How many of these lines hold the string "this"? Answer with the number only.

========

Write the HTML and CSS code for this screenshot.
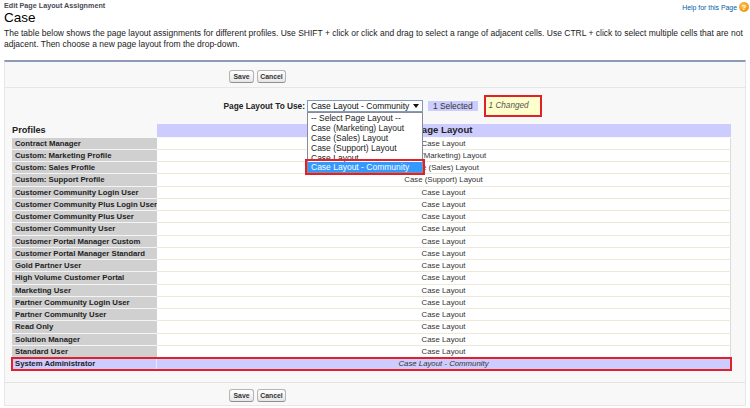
FILE: index.html
```html
<!DOCTYPE html>
<html>
<head>
<meta charset="utf-8">
<title>Edit Page Layout Assignment</title>
<link rel="stylesheet" href="styles.css">
</head>
<body>
<div class="page">
  <div class="top">
    <div class="titles">
      <div class="ptype">Edit Page Layout Assignment</div>
      <h1 class="title">Case</h1>
    </div>
    <a class="help">Help for this Page <span class="helpicon">?</span></a>
  </div>
  <p class="desc">The table below shows the page layout assignments for different profiles. Use SHIFT + click or click and drag to select a range of adjacent cells. Use CTRL + click to select multiple cells that are not<br>adjacent. Then choose a new page layout from the drop-down.</p>

  <div class="panel">
    <div class="btnrow">
      <button class="btn save">Save</button>
      <button class="btn cancel">Cancel</button>
    </div>

    <div class="chooser">
      <label class="chooser-label">Page Layout To Use:</label>
      <div class="selectwrap">
        <div class="select">
          <span>Case Layout - Community</span>
          <svg class="arrow" width="6" height="4" viewBox="0 0 6 4"><polygon points="0,0 6,0 3,4" fill="#111"/></svg>
        </div>
        <ul class="dropdown">
          <li>-- Select Page Layout --</li>
          <li>Case (Marketing) Layout</li>
          <li>Case (Sales) Layout</li>
          <li>Case (Support) Layout</li>
          <li class="cut">Case Layout</li>
          <li class="hi">Case Layout - Community</li>
        </ul>
      </div>
      <span class="selected">1 Selected</span>
      <span class="changed">1 Changed</span>
    </div>

    <div class="table">
      <div class="row head"><div class="hl">Profiles</div><div class="hr">Page Layout</div></div>
      <div class="row"><div class="c1">Contract Manager</div><div class="c2">Case Layout</div></div>
      <div class="row"><div class="c1">Custom: Marketing Profile</div><div class="c2">Case (Marketing) Layout</div></div>
      <div class="row"><div class="c1">Custom: Sales Profile</div><div class="c2">Case (Sales) Layout</div></div>
      <div class="row"><div class="c1">Custom: Support Profile</div><div class="c2">Case (Support) Layout</div></div>
      <div class="row"><div class="c1">Customer Community Login User</div><div class="c2">Case Layout</div></div>
      <div class="row"><div class="c1">Customer Community Plus Login User</div><div class="c2">Case Layout</div></div>
      <div class="row"><div class="c1">Customer Community Plus User</div><div class="c2">Case Layout</div></div>
      <div class="row"><div class="c1">Customer Community User</div><div class="c2">Case Layout</div></div>
      <div class="row"><div class="c1">Customer Portal Manager Custom</div><div class="c2">Case Layout</div></div>
      <div class="row"><div class="c1">Customer Portal Manager Standard</div><div class="c2">Case Layout</div></div>
      <div class="row"><div class="c1">Gold Partner User</div><div class="c2">Case Layout</div></div>
      <div class="row"><div class="c1">High Volume Customer Portal</div><div class="c2">Case Layout</div></div>
      <div class="row"><div class="c1">Marketing User</div><div class="c2">Case Layout</div></div>
      <div class="row"><div class="c1">Partner Community Login User</div><div class="c2">Case Layout</div></div>
      <div class="row"><div class="c1">Partner Community User</div><div class="c2">Case Layout</div></div>
      <div class="row"><div class="c1">Read Only</div><div class="c2">Case Layout</div></div>
      <div class="row"><div class="c1">Solution Manager</div><div class="c2">Case Layout</div></div>
      <div class="row"><div class="c1">Standard User</div><div class="c2">Case Layout</div></div>
      <div class="row sel"><div class="c1">System Administrator</div><div class="c2">Case Layout - Community</div></div>
    </div>

    <div class="btnrow bottom">
      <button class="btn save">Save</button>
      <button class="btn cancel">Cancel</button>
    </div>
  </div>
</div>
</body>
</html>
```

FILE: styles.css
```css
* { box-sizing: border-box; }
html, body { margin: 0; padding: 0; background: #fff; }
body {
  font-family: "Liberation Sans", Arial, sans-serif;
  color: #222;
  width: 750px;
  height: 408px;
  overflow: hidden;
}
.page { padding: 0 1px 0 4px; }

.top { display: flex; justify-content: space-between; align-items: flex-start; }
.ptype {
  font-size: 7.2px;
  font-weight: bold;
  color: #4a4a56;
  line-height: 9px;
  margin-top: 1px;
}
.title {
  margin: 0;
  font-size: 13.5px;
  font-weight: normal;
  line-height: 15px;
  color: #000;
}
.help {
  display: flex;
  align-items: center;
  gap: 2px;
  font-size: 6.9px;
  color: #015ba7;
  margin-top: 2px;
  text-decoration: none;
}
.helpicon {
  width: 10px;
  height: 10px;
  border-radius: 50%;
  background: radial-gradient(circle at 40% 35%, #ffc24a, #e58600);
  color: #fff;
  font-weight: bold;
  font-size: 7.5px;
  display: flex;
  align-items: center;
  justify-content: center;
}

.desc {
  margin: 3px 0 10px;
  font-size: 8.5px;
  line-height: 11px;
  color: #222;
  white-space: nowrap;
}

.panel {
  margin-right: 3px;
  border-top: 2px solid #8e9bb8;
  border-left: 1px solid #e6e6e6;
  border-right: 1px solid #e6e6e6;
  border-bottom: 1px solid #e6e6e6;
  background: #f8f8f8;
}

.btnrow {
  display: flex;
  gap: 3px;
  padding: 8px 0 4px 224px;
  border-bottom: 1px solid #e6e6e6;
}
.btnrow.bottom {
  margin-top: 12px;
  border-bottom: none;
  border-top: 1px solid #e3e3e3;
  padding: 6px 0 3px 224px;
}
.btn {
  height: 13px;
  padding: 0;
  font-family: "Liberation Sans", Arial, sans-serif;
  font-size: 6.9px;
  font-weight: bold;
  color: #333;
  background: linear-gradient(#ffffff, #e6e6e6);
  border: 1px solid #b5b5b5;
  border-bottom-color: #8f8f8f;
  border-radius: 3px;
  line-height: 11px;
}
.btn.save { width: 25px; }
.btn.cancel { width: 29px; }

.chooser {
  display: flex;
  align-items: center;
  padding: 7px 0;
}
.chooser-label {
  width: 302px;
  padding-right: 2px;
  text-align: right;
  font-weight: bold;
  font-size: 8.3px;
  color: #222;
}
.selectwrap {
  position: relative;
  width: 116px;
  height: 12px;
}
.select {
  height: 12px;
  border: 1px solid #7f9db9;
  background: #fff;
  font-size: 8.5px;
  line-height: 10px;
  padding: 0 3px 0 3px;
  display: flex;
  justify-content: space-between;
  align-items: center;
  color: #111;
}
.dropdown {
  position: absolute;
  top: 12px;
  left: 0;
  width: 116px;
  margin: 0;
  padding: 0;
  list-style: none;
  background: #fff;
  border: 1px solid #8a8a9a;
  z-index: 5;
}
.dropdown li {
  height: 10px;
  line-height: 10px;
  font-size: 8.5px;
  padding-left: 3px;
  color: #222;
  white-space: nowrap;
  overflow: hidden;
}
.dropdown li.cut { height: 9px; }
.dropdown li.hi {
  background: #3399ff;
  color: #fff;
  outline: 2px solid #e2202a;
  outline-offset: 1px;
}
.selected {
  margin-left: 5px;
  background: #ccccff;
  font-size: 8.4px;
  padding: 0 5px;
  height: 10px;
  line-height: 10px;
  color: #333;
}
.changed {
  margin-left: 6px;
  width: 58px;
  height: 22px;
  border: 2px solid #e2202a;
  background: #ffffcc;
  font-style: italic;
  font-size: 8.2px;
  color: #555;
  padding-left: 3px;
  line-height: 18px;
}

.table {
  margin: 0 14px 0 7px;
  display: flex;
  flex-direction: column;
}
.row {
  display: grid;
  grid-template-columns: 145px 574px;
  height: 12.25px;
}
.row.head { height: 13.5px; }
.hl {
  font-weight: bold;
  font-size: 9.2px;
  line-height: 13px;
  color: #222;
}
.hr {
  background: #ccccff;
  text-align: center;
  font-weight: bold;
  font-size: 9.6px;
  line-height: 12.5px;
  color: #222;
  margin-bottom: 1px;
}
.c1 {
  background: #d0d0d0;
  border-bottom: 1px solid #f4f4f4;
  font-weight: bold;
  font-size: 7.75px;
  line-height: 11.25px;
  padding-left: 3px;
  white-space: nowrap;
  overflow: hidden;
  color: #222;
}
.c2 {
  background: #fff;
  border-bottom: 1px solid #ece9d8;
  border-right: 1px solid #dcdcdc;
  text-align: center;
  font-size: 7.8px;
  line-height: 11.25px;
  color: #333;
}
.row.sel {
  outline: 2px solid #e2202a;
  outline-offset: -1px;
}
.row.sel .c1 {
  background: #ccccff;
  border-right: 1px solid #e6e6ff;
}
.row.sel .c2 {
  background: #ccccff;
  font-style: italic;
}
```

========

→ Final result
2